The writer of 1st Samuel devoted a whole chapter to Saul’s death. He also devoted a whole chapter to how David and Israel mourned Saul’s death. It must be important, then. This isn’t just some self-help, make-us-all-feel-good, glorified Dr. Phil show. It’s an instruction, I believe by God himself, to pause and to remember and to honestly mourn. Have you ever noticed when you read the Psalms how often the Psalmist implores us to remember? We don’t have the ability, after all, to forget. God might, but we don’t. And we’re not going to get that ability anytime soon. So until we do, we have to deal with the past and everything that happened there. “We can’t forget the past,” said William Faulkner. “It’s not even past.” David becomes King of Israel in Chapter 2, but not in Chapter 1. David remembers and mourns in Chapter 1.

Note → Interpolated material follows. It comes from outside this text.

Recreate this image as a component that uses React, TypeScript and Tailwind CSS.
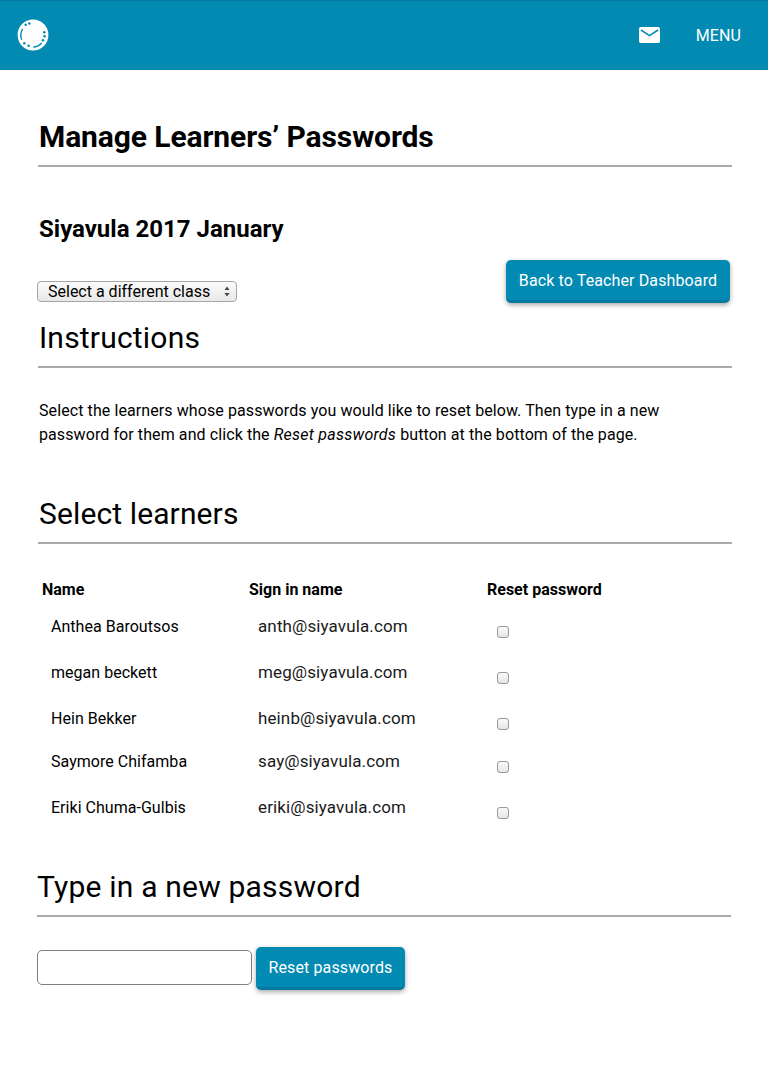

I became the Student Pastor of Mooreville United Methodist Church in June of 2002. In May of 2002, I was in the army, and the following month, I was the pastor of a church. My biggest fear then was visiting people who were sick, especially dying. What was I supposed to tell them? So do you know what I did? I didn’t say anything at all. I let them do all the talking. And talk they did. I remember this one particular lady, this saint really, Katherine Jones. I visited Katherine at least every other week, if not every week. I would sit across from her while she talked. She told me about everything: about growing up in nearby Lott, about how her father used to take her there on a horse and buggy every Sunday morning to church and they would stop by the old store there and get the Dallas Morning News. She told me about her teaching years. She told me about her husband, Anson, who had died years before. I loved Katherine Jones almost like a grandmother. I remember thinking that I did her a disservice by not telling her anything. That’s my job, isn’t it? Pastors, preachers speak for a living, but I said very little. I just listened as she remembered her life.
She died in June of 2003 and I remember being so sad that she had died. And I felt guilty that I never said much to her. I went to a conference the following month, and in that conference the speaker told all the pastors and care givers there that when they cared for people at the end of their lives, the best thing they could do was to shut their mouths and listen. People need to be able to remember, and to the extent that a pastor can help them do that, that pastor is giving them an invaluable gift. We all need to be able to remember, to think about what happened, about who are, and what we have lost. Even though David was surely the next King of Israel, even he was not too great to pause and reflect and remember and mourn. And neither are we. Our culture never lets us slow down long enough. Our faith in God tells us to be counter-cultural and do it anyway. Our well-being, our health, our humanity, our faith implore us to put our busy and important lives on hold every now and then, and to remember, and to listen, and to mourn.
In the Name of the Father, the Son, and the Holy Spirit, Amen.